Zbigniew Ziobro pogrywa z prezesem? Antoni Dudek: To może trwać miesiące
Zbigniew Ziobro w niepewności trzyma Jarosława Kaczyńskiego i Prawo i Sprawiedliwość - uważa prof. Antoni Dudek. Politolog jednocześnie nie skreśla możliwości utworzenia rządu mniejszościowego.
23.09.2020 18:05
- Zbigniew Ziobro nie zaakceptował jeszcze warunków, które postawił przed nim Jarosław Kaczyński. Gra na czas, nie wiem, czemu może to służyć. Zbyt wielu rzeczy nie wiemy - mówi w rozmowie z Wirtualną Polską prof. Antoni Dudek.
Zbigniew Ziobro gra na czas? Lakoniczny komentarz PiS
W ten sposób politolog odniósł się do komunikatu rzeczniczki PiS Anity Czerwińskiej, który pojawił się po środowym spotkaniu władz partii rządzącej na Nowogrodzkiej.
"Piłka jest cały czas po stronie Solidarnej Polski i wszystko zależy od ich decyzji. Prawo i Sprawiedliwość jest gotowe na wszelkie scenariusze, zależy nam na współpracy, aby móc realizować program, ale musi to być współpraca konstruktywna" - mówiła Czerwińska w rozmowie z PAP.

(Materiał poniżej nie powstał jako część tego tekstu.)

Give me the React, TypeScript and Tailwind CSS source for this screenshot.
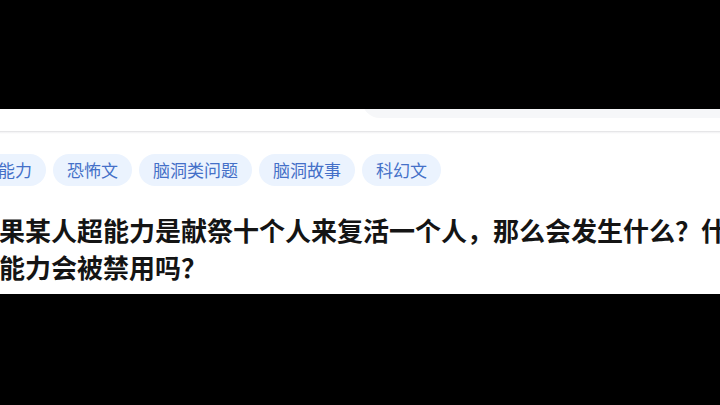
import React from "react";

const tags = ["超能力", "恐怖文", "脑洞类问题", "脑洞故事", "科幻文"];

export default function App() {
  return (
    <div
      className="w-[720px] h-[405px] bg-black overflow-hidden flex flex-col"
      style={{ fontFamily: '"Noto Sans CJK SC", "Noto Sans", sans-serif' }}
    >
      <div className="h-[109px] shrink-0" />
      <div className="h-[185px] shrink-0 bg-white overflow-hidden flex flex-col">
        <div className="h-[22px] shrink-0 flex">
          <div className="ml-[362px] mt-[-22px] h-[31px] w-[400px] bg-[#f6f7f9] rounded-bl-[18px]" />
        </div>
        <div className="h-[1px] bg-[#e6e6e8] shrink-0" />
        <div className="h-[2px] bg-gradient-to-b from-[#f1f1f3] to-white shrink-0" />
        <div className="mt-[20px] flex gap-[7px] ml-[-33px] whitespace-nowrap">
          {tags.map((t) => (
            <div
              key={t}
              className="h-[32px] px-[14px] rounded-full bg-[#ebf3fe] text-[#4470c8] text-[17px] leading-[32px] shrink-0"
            >
              {t}
            </div>
          ))}
        </div>
        <div className="mt-[25px] ml-[-27px] text-[26px] leading-[37px] font-bold text-[#141414] whitespace-nowrap">
          <div>如果某人超能力是献祭十个人来复活一个人，那么会发生什么？什么</div>
          <div>超能力会被禁用吗？</div>
        </div>
      </div>
      <div className="flex-1" />
    </div>
  );
}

Zbigniew Ziobro wciąż w grze. "To może trwać miesiąc"
Zdaniem prof. Antoniego Dudka negocjacje pomiędzy Zbigniewem Ziobrą a Jarosławem Kaczyńskim wciąż trwają. - Żadne rozstrzygnięcia nie zapadły. To może trwać dzień, tydzień, miesiąc i dłużej - podkreślił politolog.

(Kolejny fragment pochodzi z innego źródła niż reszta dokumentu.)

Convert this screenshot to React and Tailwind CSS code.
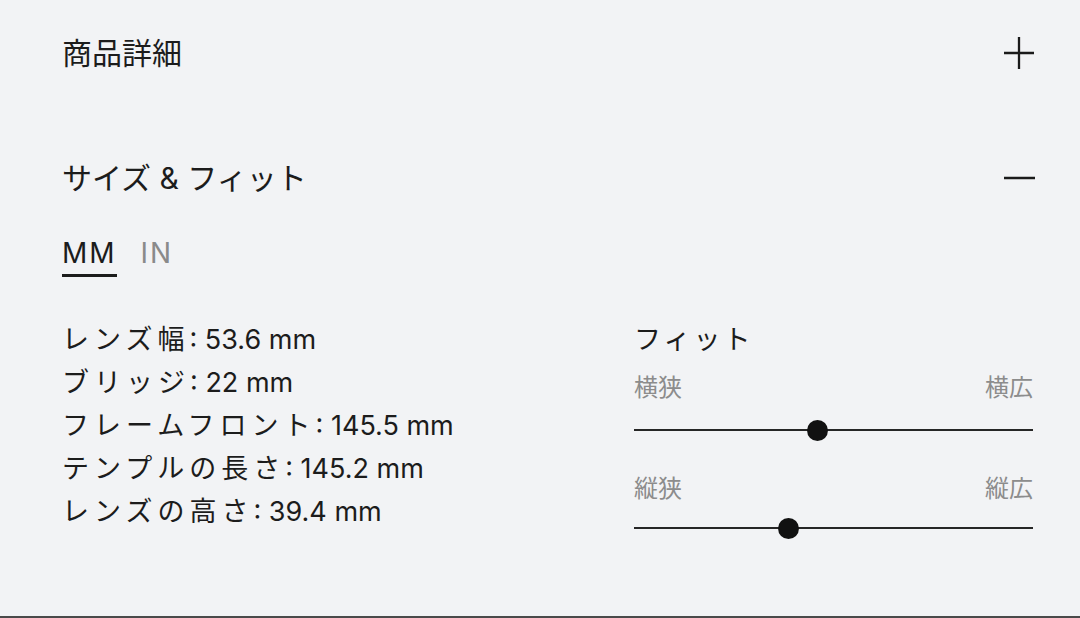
const SPECS = [
  { label: "レンズ幅", value: "53.6 mm" },
  { label: "ブリッジ", value: "22 mm" },
  { label: "フレームフロント", value: "145.5 mm" },
  { label: "テンプルの長さ", value: "145.2 mm" },
  { label: "レンズの高さ", value: "39.4 mm" },
];

const FITS = [
  { min: "横狭", max: "横広", value: 46 },
  { min: "縦狭", max: "縦広", value: 38.6 },
];

const PlusIcon = () => (
  <svg width="32" height="34" viewBox="0 0 32 34" fill="none" stroke="#1a1a1a" strokeWidth={2.3}>
    <path d="M1 17h30M16 1v32" />
  </svg>
);

const MinusIcon = () => (
  <svg width="32" height="34" viewBox="0 0 32 34" fill="none" stroke="#1a1a1a" strokeWidth={2.5}>
    <path d="M1 17h31" />
  </svg>
);

const FitSlider = ({ fit, first }) => (
  <div>
    <div className={`flex justify-between text-[24px] leading-[30px] text-[#8c8c8c] ${first ? "mt-[12px]" : "mt-[33px]"}`}>
      <span>{fit.min}</span>
      <span>{fit.max}</span>
    </div>
    <div className={`relative h-[22px] flex items-center ${first ? "mt-[16px]" : "mt-[13px]"}`}>
      <div className="h-[2px] w-full bg-[#262626]" />
      <div
        className="absolute top-[0.5px] w-[21px] h-[21px] -ml-[10.5px] rounded-full bg-[#111]"
        style={{ left: `${fit.value}%` }}
      />
    </div>
  </div>
);

export default function App() {
  return (
    <div className="min-h-[618px] bg-[#f2f3f5] text-[#1c1c1c] font-['Inter','Noto_Sans_CJK_JP',sans-serif] border-b-2 border-[#4a4a4a] flex flex-col">
      <div className="h-[106px] pl-[62px] pr-[45px] flex items-center justify-between">
        <h2 className="text-[30px] leading-none">商品詳細</h2>
        <PlusIcon />
      </div>

      <div className="mt-[36px] h-[72px] pl-[62px] pr-[45px] flex items-center justify-between">
        <h2 className="text-[30px] leading-none">サイズ &amp; フィット</h2>
        <MinusIcon />
      </div>

      <div className="pl-[62px] pr-[47px]">
        <div className="mt-[23px] flex gap-[24px] text-[28px] leading-[32px] tracking-[2px]">
          <button className="pb-[5px] border-b-[3px] border-[#1c1c1c] text-[#1c1c1c]">MM</button>
          <button className="pb-[5px] border-b-[3px] border-transparent text-[#8a8a8a]">IN</button>
        </div>

        <div className="mt-[41px] flex">
          <ul className="w-[572px] text-[27px] leading-[43px]">
            {SPECS.map((s) => (
              <li key={s.label}>
                <span className="tracking-[5px]">{s.label}</span>: {s.value}
              </li>
            ))}
          </ul>
          <div className="flex-1">
            <p className="text-[27px] leading-[43px] tracking-[3px]">フィット</p>
            {FITS.map((f, i) => (
              <FitSlider key={f.min} fit={f} first={i === 0} />
            ))}
          </div>
        </div>
      </div>
    </div>
  );
}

- Być może władze Solidarnej Polski dopiero coś uchwalą, spotkają się, a rano usłyszymy komentarz ze strony Zbigniewa Ziobry - dodał.
Zbigniew Ziobro vs Jarosław Kaczyński. Dudek: Ustawa o bezkarności może być sprawdzianem
Jednocześnie politolog przypomniał, że szanse na utworzenie rządu z inną partią są bliskie zeru. - Najwyżej będziemy mieli do czynienia z rządem mniejszościowym. Jeżeli Ziobro czegoś nie poprze, to ustawa nie przejdzie. Wtedy kryzys się skrystalizuje - zauważył prof. Antoni Dudek.

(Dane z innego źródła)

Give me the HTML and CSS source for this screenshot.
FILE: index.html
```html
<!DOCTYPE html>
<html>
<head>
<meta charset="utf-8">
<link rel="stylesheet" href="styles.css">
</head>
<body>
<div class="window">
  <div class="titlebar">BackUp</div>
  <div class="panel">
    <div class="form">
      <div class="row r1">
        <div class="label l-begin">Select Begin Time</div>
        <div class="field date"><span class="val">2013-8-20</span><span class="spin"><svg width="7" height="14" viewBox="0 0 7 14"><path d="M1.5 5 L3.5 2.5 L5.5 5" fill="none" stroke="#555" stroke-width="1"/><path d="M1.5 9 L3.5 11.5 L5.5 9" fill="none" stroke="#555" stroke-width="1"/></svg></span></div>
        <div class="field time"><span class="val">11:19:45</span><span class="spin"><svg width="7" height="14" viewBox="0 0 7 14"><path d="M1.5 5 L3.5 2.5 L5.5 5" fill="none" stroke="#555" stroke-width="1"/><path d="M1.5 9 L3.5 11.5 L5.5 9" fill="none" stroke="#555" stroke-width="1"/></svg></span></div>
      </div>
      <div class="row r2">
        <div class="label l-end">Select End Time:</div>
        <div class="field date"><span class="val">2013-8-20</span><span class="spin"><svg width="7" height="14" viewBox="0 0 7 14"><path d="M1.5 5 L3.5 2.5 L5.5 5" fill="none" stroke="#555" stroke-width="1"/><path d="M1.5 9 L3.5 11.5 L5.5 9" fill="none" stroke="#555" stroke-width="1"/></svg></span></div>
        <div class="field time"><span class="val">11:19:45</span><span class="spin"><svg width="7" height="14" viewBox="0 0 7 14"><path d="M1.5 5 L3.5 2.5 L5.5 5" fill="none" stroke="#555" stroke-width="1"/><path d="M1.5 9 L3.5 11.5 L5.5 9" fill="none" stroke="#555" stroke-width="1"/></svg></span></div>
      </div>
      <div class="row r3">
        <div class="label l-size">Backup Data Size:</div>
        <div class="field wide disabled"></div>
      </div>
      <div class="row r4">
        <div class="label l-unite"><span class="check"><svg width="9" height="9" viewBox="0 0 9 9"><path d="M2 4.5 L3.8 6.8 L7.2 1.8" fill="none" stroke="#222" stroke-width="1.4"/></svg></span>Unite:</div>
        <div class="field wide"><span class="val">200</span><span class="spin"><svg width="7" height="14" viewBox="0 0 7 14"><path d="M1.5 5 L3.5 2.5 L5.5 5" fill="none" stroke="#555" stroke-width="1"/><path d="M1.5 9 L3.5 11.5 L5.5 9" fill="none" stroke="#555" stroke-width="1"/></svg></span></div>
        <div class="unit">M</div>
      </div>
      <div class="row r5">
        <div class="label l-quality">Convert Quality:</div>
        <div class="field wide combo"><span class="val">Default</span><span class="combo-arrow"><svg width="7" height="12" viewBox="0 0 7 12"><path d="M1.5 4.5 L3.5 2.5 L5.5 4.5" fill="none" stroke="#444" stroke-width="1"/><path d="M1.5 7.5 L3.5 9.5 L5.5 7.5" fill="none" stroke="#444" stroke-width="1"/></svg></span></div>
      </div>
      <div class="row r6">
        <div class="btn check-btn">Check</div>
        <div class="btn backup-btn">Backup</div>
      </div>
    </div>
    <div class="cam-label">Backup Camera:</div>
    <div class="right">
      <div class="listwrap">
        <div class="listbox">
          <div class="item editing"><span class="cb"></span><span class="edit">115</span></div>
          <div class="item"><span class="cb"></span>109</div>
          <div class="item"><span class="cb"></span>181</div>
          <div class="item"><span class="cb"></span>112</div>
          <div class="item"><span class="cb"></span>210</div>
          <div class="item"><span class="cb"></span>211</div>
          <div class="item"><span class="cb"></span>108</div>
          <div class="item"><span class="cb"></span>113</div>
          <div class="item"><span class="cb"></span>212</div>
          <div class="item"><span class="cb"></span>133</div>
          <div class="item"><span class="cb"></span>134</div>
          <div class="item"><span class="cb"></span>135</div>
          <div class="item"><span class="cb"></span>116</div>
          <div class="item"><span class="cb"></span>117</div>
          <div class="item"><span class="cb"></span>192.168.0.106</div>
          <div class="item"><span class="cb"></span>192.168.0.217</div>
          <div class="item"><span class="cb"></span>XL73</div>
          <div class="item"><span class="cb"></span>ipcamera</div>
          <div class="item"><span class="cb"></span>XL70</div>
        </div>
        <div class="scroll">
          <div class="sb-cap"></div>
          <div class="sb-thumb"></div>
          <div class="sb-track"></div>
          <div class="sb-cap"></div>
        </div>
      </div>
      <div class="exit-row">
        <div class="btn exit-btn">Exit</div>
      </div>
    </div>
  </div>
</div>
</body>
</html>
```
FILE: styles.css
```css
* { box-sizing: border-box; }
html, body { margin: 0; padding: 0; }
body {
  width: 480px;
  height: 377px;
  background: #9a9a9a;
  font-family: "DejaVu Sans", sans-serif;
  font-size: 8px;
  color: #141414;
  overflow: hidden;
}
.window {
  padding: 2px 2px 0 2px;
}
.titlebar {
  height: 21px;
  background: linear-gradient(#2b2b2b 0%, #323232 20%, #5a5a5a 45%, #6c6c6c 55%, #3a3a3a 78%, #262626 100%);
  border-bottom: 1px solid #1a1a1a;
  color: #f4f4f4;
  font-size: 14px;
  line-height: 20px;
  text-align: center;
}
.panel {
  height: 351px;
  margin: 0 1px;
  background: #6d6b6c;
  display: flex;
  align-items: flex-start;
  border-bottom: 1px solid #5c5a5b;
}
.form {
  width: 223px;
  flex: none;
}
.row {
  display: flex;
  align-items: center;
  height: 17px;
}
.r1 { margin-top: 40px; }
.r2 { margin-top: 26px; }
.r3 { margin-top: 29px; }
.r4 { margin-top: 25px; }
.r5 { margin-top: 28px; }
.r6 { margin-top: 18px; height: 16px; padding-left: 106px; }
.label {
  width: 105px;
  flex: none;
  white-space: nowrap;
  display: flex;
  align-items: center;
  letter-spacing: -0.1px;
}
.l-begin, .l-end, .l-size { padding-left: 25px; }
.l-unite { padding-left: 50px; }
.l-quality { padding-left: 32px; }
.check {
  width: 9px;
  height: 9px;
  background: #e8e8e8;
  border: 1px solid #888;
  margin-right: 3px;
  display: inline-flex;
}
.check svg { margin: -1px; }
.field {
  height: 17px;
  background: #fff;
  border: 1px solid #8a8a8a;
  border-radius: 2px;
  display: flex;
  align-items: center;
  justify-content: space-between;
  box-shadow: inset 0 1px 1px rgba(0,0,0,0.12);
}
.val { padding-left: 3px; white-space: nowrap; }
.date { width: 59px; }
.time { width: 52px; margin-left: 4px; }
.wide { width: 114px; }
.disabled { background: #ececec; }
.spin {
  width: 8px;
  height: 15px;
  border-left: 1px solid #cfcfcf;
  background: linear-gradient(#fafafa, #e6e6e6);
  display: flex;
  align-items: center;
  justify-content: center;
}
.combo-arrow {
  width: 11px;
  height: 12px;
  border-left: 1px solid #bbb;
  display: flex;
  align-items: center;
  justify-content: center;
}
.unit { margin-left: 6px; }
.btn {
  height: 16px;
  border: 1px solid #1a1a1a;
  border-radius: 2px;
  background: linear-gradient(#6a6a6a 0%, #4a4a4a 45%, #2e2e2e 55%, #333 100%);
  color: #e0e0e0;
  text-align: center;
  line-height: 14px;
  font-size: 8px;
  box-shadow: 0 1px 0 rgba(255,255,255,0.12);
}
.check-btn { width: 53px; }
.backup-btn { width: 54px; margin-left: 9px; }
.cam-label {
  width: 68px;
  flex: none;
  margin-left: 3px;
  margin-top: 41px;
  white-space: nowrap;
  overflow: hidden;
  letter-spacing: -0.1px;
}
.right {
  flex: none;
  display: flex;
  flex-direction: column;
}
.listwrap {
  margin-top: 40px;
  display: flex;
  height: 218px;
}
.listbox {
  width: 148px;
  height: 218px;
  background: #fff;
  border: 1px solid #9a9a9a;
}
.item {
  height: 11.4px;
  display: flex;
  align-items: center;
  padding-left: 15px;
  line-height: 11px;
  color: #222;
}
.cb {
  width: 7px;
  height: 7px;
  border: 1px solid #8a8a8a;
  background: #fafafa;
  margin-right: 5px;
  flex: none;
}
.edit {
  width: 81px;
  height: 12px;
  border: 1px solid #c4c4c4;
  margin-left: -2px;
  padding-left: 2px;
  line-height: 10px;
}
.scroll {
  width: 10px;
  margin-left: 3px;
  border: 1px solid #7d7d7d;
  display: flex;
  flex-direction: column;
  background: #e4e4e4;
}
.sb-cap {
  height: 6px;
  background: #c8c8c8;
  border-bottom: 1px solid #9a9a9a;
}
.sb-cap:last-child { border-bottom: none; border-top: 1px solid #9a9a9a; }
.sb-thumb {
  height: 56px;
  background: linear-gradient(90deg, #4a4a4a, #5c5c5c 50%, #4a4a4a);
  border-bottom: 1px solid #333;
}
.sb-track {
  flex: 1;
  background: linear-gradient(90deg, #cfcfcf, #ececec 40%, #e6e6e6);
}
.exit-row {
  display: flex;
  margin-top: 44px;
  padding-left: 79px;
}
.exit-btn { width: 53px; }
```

Zdaniem politologa obecnie nie ma casus belli (powodu do wypowiedzenia wojny - przyp. red). - Ustawa o ochronie praw zwierząt przeszła bez głosów Solidarnej Polski. Być może poprawka o bezkarności urzędników będzie pewnego rodzaju sprawdzianem dla Zbigniewa Ziobry - tłumaczył prof. Dudek.